____ Data block
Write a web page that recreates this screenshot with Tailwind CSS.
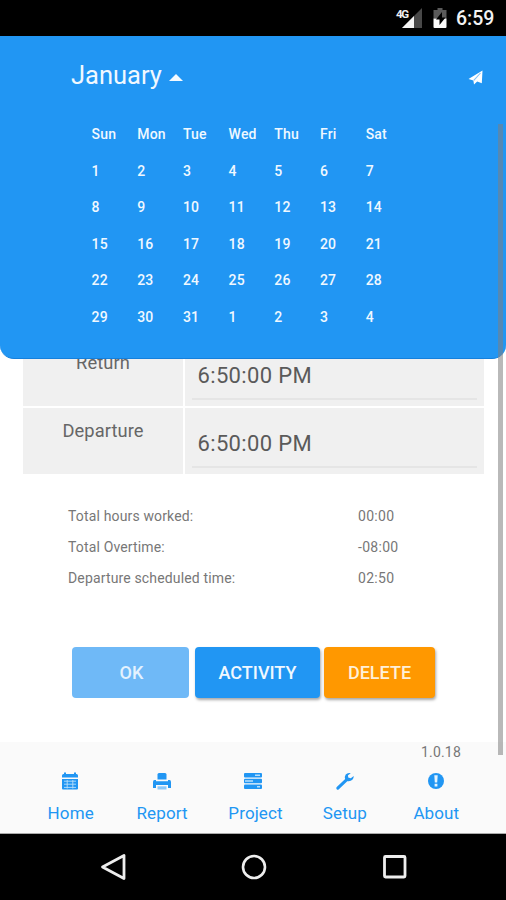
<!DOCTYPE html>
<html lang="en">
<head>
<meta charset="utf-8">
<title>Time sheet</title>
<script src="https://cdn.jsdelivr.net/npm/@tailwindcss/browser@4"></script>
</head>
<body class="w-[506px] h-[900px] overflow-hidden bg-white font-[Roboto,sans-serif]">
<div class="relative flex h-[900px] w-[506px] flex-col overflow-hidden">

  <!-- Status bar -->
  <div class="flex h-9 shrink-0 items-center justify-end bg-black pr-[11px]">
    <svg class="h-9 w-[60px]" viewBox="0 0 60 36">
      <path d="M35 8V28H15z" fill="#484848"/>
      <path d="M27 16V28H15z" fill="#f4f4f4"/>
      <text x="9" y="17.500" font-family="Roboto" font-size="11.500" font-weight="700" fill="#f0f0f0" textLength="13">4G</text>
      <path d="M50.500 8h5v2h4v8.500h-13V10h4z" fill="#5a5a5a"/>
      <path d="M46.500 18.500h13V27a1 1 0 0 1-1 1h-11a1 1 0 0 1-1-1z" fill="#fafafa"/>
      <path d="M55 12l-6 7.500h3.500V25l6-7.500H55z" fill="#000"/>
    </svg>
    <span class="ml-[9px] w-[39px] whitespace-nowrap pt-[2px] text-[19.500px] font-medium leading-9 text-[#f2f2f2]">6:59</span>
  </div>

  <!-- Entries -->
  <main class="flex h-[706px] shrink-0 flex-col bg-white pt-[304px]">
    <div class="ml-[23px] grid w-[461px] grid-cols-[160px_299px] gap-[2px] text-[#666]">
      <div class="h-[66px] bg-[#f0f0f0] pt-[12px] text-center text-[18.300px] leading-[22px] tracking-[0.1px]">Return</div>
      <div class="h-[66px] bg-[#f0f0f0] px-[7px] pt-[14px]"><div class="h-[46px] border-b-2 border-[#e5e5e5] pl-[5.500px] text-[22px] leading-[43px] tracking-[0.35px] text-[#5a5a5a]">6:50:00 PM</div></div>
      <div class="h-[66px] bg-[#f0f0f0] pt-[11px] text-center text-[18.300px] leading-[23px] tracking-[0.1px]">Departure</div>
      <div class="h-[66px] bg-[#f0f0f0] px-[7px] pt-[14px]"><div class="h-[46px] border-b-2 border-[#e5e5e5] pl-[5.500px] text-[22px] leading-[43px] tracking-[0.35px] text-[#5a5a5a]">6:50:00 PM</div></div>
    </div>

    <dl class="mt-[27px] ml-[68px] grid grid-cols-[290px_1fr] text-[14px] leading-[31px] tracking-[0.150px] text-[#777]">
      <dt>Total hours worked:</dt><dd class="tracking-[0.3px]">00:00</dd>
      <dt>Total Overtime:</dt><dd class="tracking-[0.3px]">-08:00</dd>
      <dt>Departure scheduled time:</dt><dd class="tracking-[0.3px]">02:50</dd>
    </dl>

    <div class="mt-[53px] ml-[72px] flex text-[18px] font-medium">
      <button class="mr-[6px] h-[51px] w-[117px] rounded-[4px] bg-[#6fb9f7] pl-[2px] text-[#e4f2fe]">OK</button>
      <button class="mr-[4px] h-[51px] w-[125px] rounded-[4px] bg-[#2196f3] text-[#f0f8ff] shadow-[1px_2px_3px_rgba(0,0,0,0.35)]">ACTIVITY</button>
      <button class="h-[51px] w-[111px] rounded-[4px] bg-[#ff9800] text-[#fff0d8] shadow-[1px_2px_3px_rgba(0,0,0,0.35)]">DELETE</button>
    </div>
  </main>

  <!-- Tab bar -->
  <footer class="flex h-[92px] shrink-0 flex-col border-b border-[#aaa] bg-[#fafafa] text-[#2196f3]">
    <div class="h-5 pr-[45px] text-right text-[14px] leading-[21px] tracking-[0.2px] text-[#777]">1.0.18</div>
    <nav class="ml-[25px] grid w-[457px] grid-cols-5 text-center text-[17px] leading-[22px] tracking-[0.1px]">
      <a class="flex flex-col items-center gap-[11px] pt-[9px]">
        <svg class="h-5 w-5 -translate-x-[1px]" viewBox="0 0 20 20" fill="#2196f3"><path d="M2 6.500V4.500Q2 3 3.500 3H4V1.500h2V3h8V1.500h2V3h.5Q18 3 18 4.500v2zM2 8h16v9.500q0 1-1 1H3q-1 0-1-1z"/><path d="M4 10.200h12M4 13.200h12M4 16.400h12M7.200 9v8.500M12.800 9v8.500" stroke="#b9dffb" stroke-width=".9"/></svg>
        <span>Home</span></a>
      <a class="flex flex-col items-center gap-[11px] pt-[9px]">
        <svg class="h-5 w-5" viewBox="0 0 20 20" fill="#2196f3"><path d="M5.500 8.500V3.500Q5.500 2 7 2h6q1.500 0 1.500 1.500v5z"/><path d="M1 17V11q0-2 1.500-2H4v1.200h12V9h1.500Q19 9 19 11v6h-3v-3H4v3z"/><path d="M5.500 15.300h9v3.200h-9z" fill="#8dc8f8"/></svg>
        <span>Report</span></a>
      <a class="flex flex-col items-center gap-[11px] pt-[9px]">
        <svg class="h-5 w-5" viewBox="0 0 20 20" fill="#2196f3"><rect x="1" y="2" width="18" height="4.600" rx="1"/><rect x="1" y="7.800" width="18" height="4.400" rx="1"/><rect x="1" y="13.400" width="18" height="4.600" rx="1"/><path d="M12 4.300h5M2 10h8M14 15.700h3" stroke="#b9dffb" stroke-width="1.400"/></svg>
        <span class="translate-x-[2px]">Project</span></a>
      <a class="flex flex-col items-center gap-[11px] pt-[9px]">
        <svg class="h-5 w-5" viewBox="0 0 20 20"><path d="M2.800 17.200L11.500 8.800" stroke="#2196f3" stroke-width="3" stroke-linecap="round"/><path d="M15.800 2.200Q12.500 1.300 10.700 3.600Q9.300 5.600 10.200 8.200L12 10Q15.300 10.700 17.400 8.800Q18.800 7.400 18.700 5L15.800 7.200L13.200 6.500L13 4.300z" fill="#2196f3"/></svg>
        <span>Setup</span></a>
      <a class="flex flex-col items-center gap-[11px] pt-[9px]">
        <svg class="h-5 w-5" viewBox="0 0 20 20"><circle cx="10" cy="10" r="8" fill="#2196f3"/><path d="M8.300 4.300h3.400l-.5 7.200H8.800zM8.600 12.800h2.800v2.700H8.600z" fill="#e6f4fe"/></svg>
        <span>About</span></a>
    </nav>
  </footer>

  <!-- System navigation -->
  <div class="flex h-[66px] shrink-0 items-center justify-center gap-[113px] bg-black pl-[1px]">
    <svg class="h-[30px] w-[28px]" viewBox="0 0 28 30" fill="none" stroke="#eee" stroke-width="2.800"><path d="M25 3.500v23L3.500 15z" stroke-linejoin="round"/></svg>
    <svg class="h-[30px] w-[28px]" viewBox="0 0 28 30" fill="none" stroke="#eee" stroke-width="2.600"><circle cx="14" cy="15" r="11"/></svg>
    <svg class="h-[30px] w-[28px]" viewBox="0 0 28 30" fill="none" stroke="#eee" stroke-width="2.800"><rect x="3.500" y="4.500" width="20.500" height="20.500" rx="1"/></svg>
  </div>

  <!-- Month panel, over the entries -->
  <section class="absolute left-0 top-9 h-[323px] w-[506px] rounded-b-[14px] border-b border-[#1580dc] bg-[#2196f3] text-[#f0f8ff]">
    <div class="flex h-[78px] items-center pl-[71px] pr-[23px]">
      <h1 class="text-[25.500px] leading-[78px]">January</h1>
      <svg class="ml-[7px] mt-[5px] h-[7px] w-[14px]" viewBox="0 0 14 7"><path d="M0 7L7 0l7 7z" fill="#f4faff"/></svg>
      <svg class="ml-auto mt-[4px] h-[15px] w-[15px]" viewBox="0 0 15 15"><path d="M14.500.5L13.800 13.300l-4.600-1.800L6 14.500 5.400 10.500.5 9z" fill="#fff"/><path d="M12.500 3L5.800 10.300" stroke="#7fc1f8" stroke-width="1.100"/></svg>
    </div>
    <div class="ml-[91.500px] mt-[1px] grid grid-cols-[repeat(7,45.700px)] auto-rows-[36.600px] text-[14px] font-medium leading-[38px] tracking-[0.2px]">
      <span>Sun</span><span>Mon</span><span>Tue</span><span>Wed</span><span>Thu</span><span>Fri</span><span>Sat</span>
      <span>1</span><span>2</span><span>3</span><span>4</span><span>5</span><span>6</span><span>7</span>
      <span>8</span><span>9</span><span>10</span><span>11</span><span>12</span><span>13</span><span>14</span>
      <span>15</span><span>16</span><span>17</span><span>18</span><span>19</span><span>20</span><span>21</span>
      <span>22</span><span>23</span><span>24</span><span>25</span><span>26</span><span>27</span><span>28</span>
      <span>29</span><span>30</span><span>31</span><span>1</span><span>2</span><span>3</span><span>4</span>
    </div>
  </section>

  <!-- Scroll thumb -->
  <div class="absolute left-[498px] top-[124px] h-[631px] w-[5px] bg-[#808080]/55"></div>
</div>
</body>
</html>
________
Problem to work on - Repeat only the lines between the start of the data and the line with "flex h-[900px] w-[506px]", including those two lines, and skip the pictures.

Solution -
Write a web page that recreates this screenshot with Tailwind CSS.
<!DOCTYPE html>
<html lang="en">
<head>
<meta charset="utf-8">
<title>Time sheet</title>
<script src="https://cdn.jsdelivr.net/npm/@tailwindcss/browser@4"></script>
</head>
<body class="w-[506px] h-[900px] overflow-hidden bg-white font-[Roboto,sans-serif]">
<div class="relative flex h-[900px] w-[506px] flex-col overflow-hidden">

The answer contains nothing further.